JuliaLang / Distributed.jl

Create and control multiple Julia processes remotely for distributed computing. Ships as a Julia stdlib.
https://docs.julialang.org/en/v1/stdlib/Distributed/
MIT License
23 stars 9 forks source link

Nested PMAP calls do not work #62

Open abx78 opened 5 years ago

abx78 commented 5 years ago

Hello, the following code with has nested pmap functions, it hangs even if I execute it with 1 single process addprocs(1).

using Distributed
@everywhere function inner_process(task_id)
    task_id^2
end

@everywhere function outer_process(job_id)
    inner_task  = collect(1:2)
    pmap(inner_process, inner_task)
end

function do_job(jobs_list) 
    pmap(outer_process, jobs_list)
end

jobs_list = collect(1:10)
do_job(jobs_list)

This is the version I am using

julia> versioninfo() Julia Version 1.1.0 Commit 80516ca202 (2019-01-21 21:24 UTC) Platform Info: OS: Windows (x86_64-w64-mingw32) CPU: Intel(R) Core(TM) i7-6700 CPU @ 3.40GHz WORD_SIZE: 64 LIBM: libopenlibm LLVM: libLLVM-6.0.1 (ORCJIT, skylake) Environment: export JULIA_NUM_THREADS = 4 JULIA_DEPOT_PATH = C:\Program Files\ReSolver.DistributedJulia\depot JULIA_EDITOR = C:\Users\AppData\Local\atom\atom.exe JULIA_NUM_THREADS = 4 JULIA_PKGDIR = C:\Program Files\ReSolver.DistributedJulia\packages

Am I maybe misunderstanding the feature or is this an expected behavior?

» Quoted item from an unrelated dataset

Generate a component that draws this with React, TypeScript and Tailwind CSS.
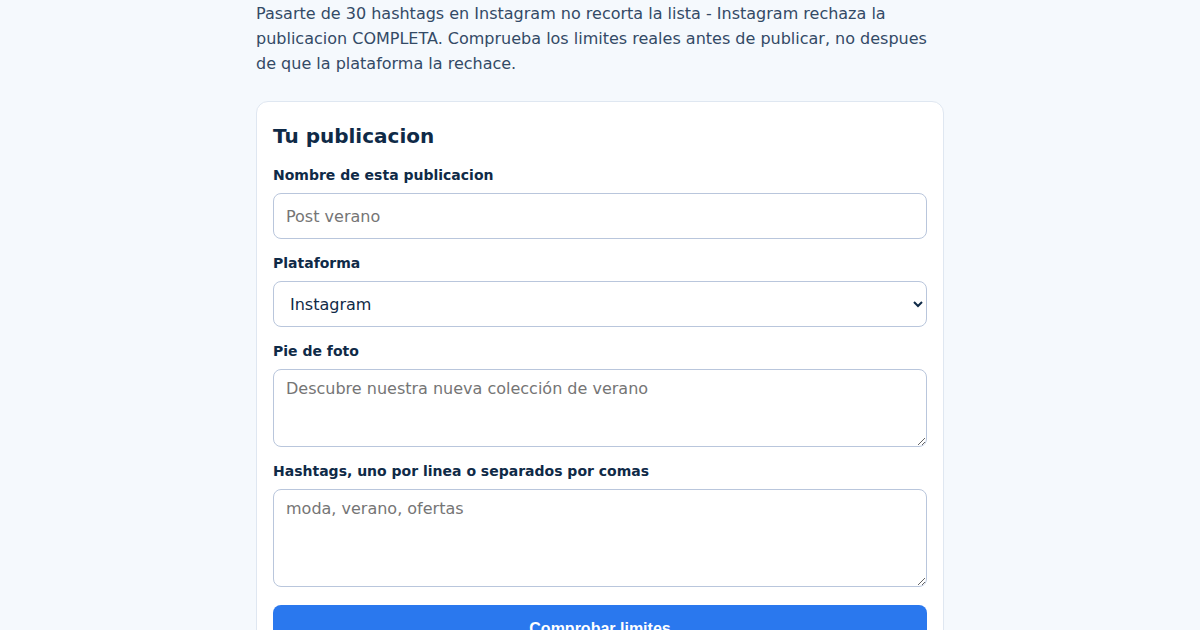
import React from 'react';

export default function App() {
  return (
    <div className="min-h-[630px] bg-[#f5f9fd] pt-px font-['DejaVu_Sans',sans-serif] text-[#0f2a47]">
      <div className="mx-auto w-[688px]">
        <p className="text-[16px] leading-[25px] text-[#334a66]">
          Pasarte de 30 hashtags en Instagram no recorta la lista - Instagram rechaza la publicacion COMPLETA. Comprueba los limites reales antes de publicar, no despues de que la plataforma la rechace.
        </p>

        <div className="mt-[25px] rounded-[12px] border border-[#dfe7f1] bg-white px-4 pt-5 pb-6">
          <h2 className="mb-[15px] text-[20px] leading-[28px] font-bold text-[#0f2a47]">Tu publicacion</h2>

          <label className="mb-2 block text-[14px] leading-[20px] font-bold text-[#0f2a47]">Nombre de esta publicacion</label>
          <input
            placeholder="Post verano"
            className="mb-[14px] block h-[46px] w-full rounded-[8px] border border-[#b9c6dc] bg-white px-3 text-[16px] placeholder:text-[#757575] outline-none"
          />

          <label className="mb-2 block text-[14px] leading-[20px] font-bold text-[#0f2a47]">Plataforma</label>
          <select className="mb-[14px] block h-[46px] w-full rounded-[8px] border border-[#b9c6dc] bg-white px-3 text-[16px] text-[#0f2a47] outline-none">
            <option>Instagram</option>
          </select>

          <label className="mb-2 block text-[14px] leading-[20px] font-bold text-[#0f2a47]">Pie de foto</label>
          <textarea
            placeholder="Descubre nuestra nueva colección de verano"
            className="mb-[14px] block h-[78px] w-full rounded-[8px] border border-[#b9c6dc] bg-white px-3 pt-[9px] pb-[10px] text-[16px] leading-[normal] placeholder:text-[#757575] outline-none"
          />

          <label className="mb-2 block text-[14px] leading-[20px] font-bold text-[#0f2a47]">Hashtags, uno por linea o separados por comas</label>
          <textarea
            placeholder="moda, verano, ofertas"
            className="block h-[98px] w-full rounded-[8px] border border-[#b9c6dc] bg-white px-3 pt-[9px] pb-[10px] text-[16px] leading-[normal] placeholder:text-[#757575] outline-none"
          />

          <button className="mt-[18px] block h-[48px] w-full rounded-[8px] bg-[#2a78ee] font-['Liberation_Sans',Arial,sans-serif] text-[16px] font-bold text-white">
            Comprobar limites
          </button>
        </div>
      </div>
    </div>
  );
}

jpsamaroo commented 5 years ago

Note that this code executes correctly if no worker processes are added, i.e. one does not run addprocs and just uses the master process.

dkarrasch commented 5 years ago

I guess this is expected behavior, since the outer pmap already employs (by default) all workers, so there are no ones left to distribute to. Check the ?pmap docstring. However, when you specify which workers to use, everything works fine even with nested pmaps:

using Distributed
addprocs() # this yields workers 2:5 on my machine
@everywhere function inner_process(task_id)
    task_id^2
end

@everywhere function outer_process(job_id)
    inner_task  = collect(1:2)
    pmap(inner_process, WorkerPool([4, 5]), inner_task)
end

function do_job(jobs_list) 
    pmap(outer_process, WorkerPool([2, 3]), jobs_list)
end

jobs_list = collect(1:10)
do_job(jobs_list)

returns the same result as running your original code on a single worker process.

alandion commented 5 years ago

This example also works for me if using a workerpool containing all processes, including the master process. The default worker pool for pmap doesn't contain process 1 it seems.

using Distributed
addprocs() # this yields workers 2:5 on my machine
@everywhere function inner_process(task_id)
    task_id^2
end

@everywhere function outer_process(job_id)
    inner_task  = collect(1:2)
    pmap(inner_process, WorkerPool(procs()), inner_task)
end

function do_job(jobs_list) 
    pmap(outer_process, WorkerPool(procs()), jobs_list)
end

jobs_list = collect(1:10)
do_job(jobs_list)
OkonSamuel commented 4 years ago

@alandion. It also works if a worker pool containing all workers excluding the master process is created. It seems the trick is to create a worker pool when nesting??. (unlike the example given by @dkarrasch example here am sharing all workers)

using Distributed
addprocs() # this yields workers 2:5 on my machine
@everywhere function inner_process(task_id)
    task_id^2
end

@everywhere function outer_process(job_id)
    inner_task  = collect(1:2)
    pmap(inner_process, WorkerPool(workers()), inner_task)
end

function do_job(jobs_list) 
    pmap(outer_process, WorkerPool(workers()), jobs_list)
end

jobs_list = collect(1:10)
do_job(jobs_list)

For me it only hangs when an explicit WorkerPool or CachingPool isn't passed as an argument.